Here we go. 1966 19.4S in 18ct, bought for the name on the dial. Pidduck's (sadly closed in the 1990s) was the top jeweller in Stoke-on-Trent when I was growing up there.


----------



## Markybirch (Apr 24, 2009)

My Lungomare............


----------



## danoafc (Sep 27, 2012)

Another HC.


----------



## Nigelp (Jan 28, 2015)

Looks like the HC could be a future classic :smile: also love the sail cloth.


----------



## Caller. (Dec 8, 2013)

The gf's 39mm HC, it'll be mine one day! :laugh:


----------



## Silver Hawk (Dec 2, 2003)




----------



## PC-Magician (Apr 29, 2013)

Silver Hawk said:


>


Now how are we supposed to top that, we can't can we. :sadwalk:

Seriously though great Watches Paul I salute you sir.


----------



## deepreddave (Jan 28, 2011)

Recent acquisition:


----------



## PDXWatchCollector (Nov 15, 2013)

> Recent acquisition:


THAT, sir, is OUTSTANDING!!!


----------



## deepreddave (Jan 28, 2011)

PDX - thanks. It's a great homage copy of the earlier model and makes me smile at the old fashionedness of it when i wear it. A bit like a nod to times past when life was simpler if a little harder. I almost want there to be a 50s themed party to wear it to!


----------



## PC-Magician (Apr 29, 2013)

deepreddave said:


> Recent acquisition:


Stunning, I would dearly like one of those in the collection.

Truly superb. :smile:


----------



## chocko (Nov 9, 2008)

Thought I would share this one with you .

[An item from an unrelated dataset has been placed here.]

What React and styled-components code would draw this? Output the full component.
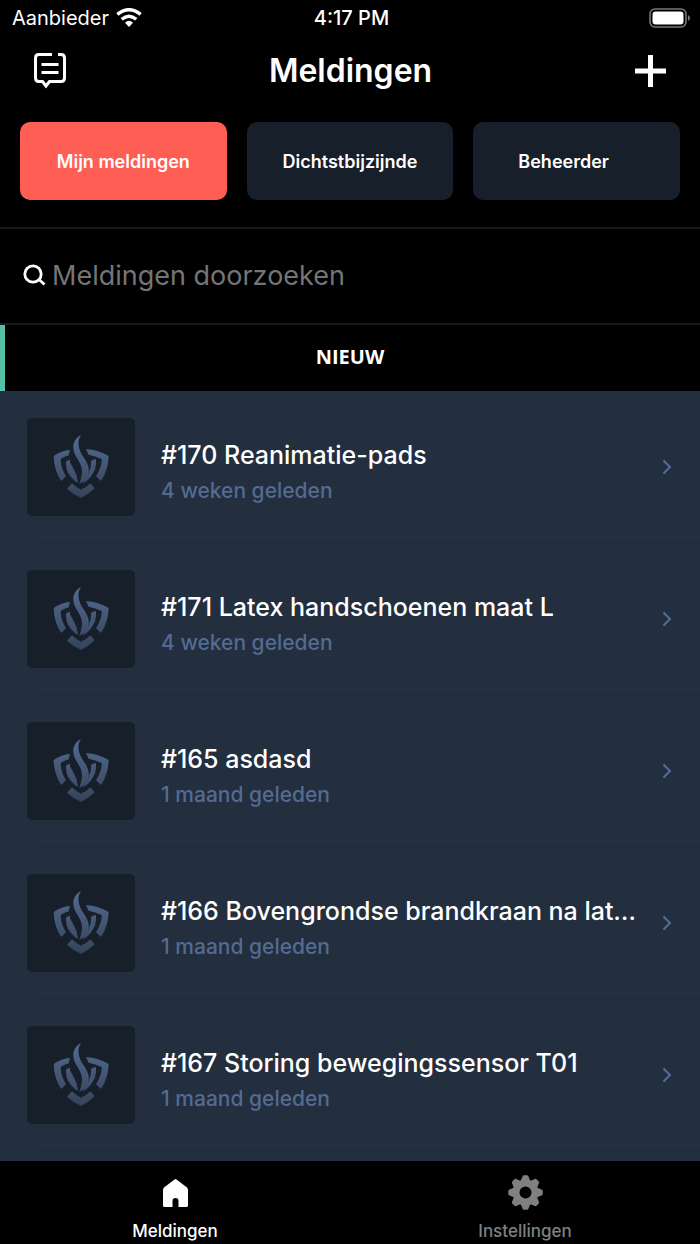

? What does 36.000 stand for ?


----------



## Roy (Feb 23, 2003)

36,000 Beats per hour 



chocko said:


> Thought I would share this one with you .
> 
> ? What does 36.000 stand for ?


----------



## chocko (Nov 9, 2008)

Thank you :thumbsup:


----------



## mach 0.0013137 (Jan 10, 2005)

I have this fine pair..

*LONGINES ADMIRAL HF, cal. 6942 17 Jewels, circa 1970s.*









*L**ONGINES Heritage Conquest, cal.L633 25 Jewels.*


----------



## Nigelp (Jan 28, 2015)

better add mine again now its wearing Hirsch


----------



## dowsing (Sep 21, 2006)

I'm happy to be able to join in now with the Longines Legend Diver no date.


----------



## mardibum (Jun 3, 2014)

Lungomare just arrived and the quality is very impressive.


----------



## streety (Jan 17, 2009)

Love the elegance of the older ladies myself. So understated.

Both these from around 1960.


----------



## Nigelp (Jan 28, 2015)

Just received courtesy of Roy


----------



## Muddy D (Nov 16, 2013)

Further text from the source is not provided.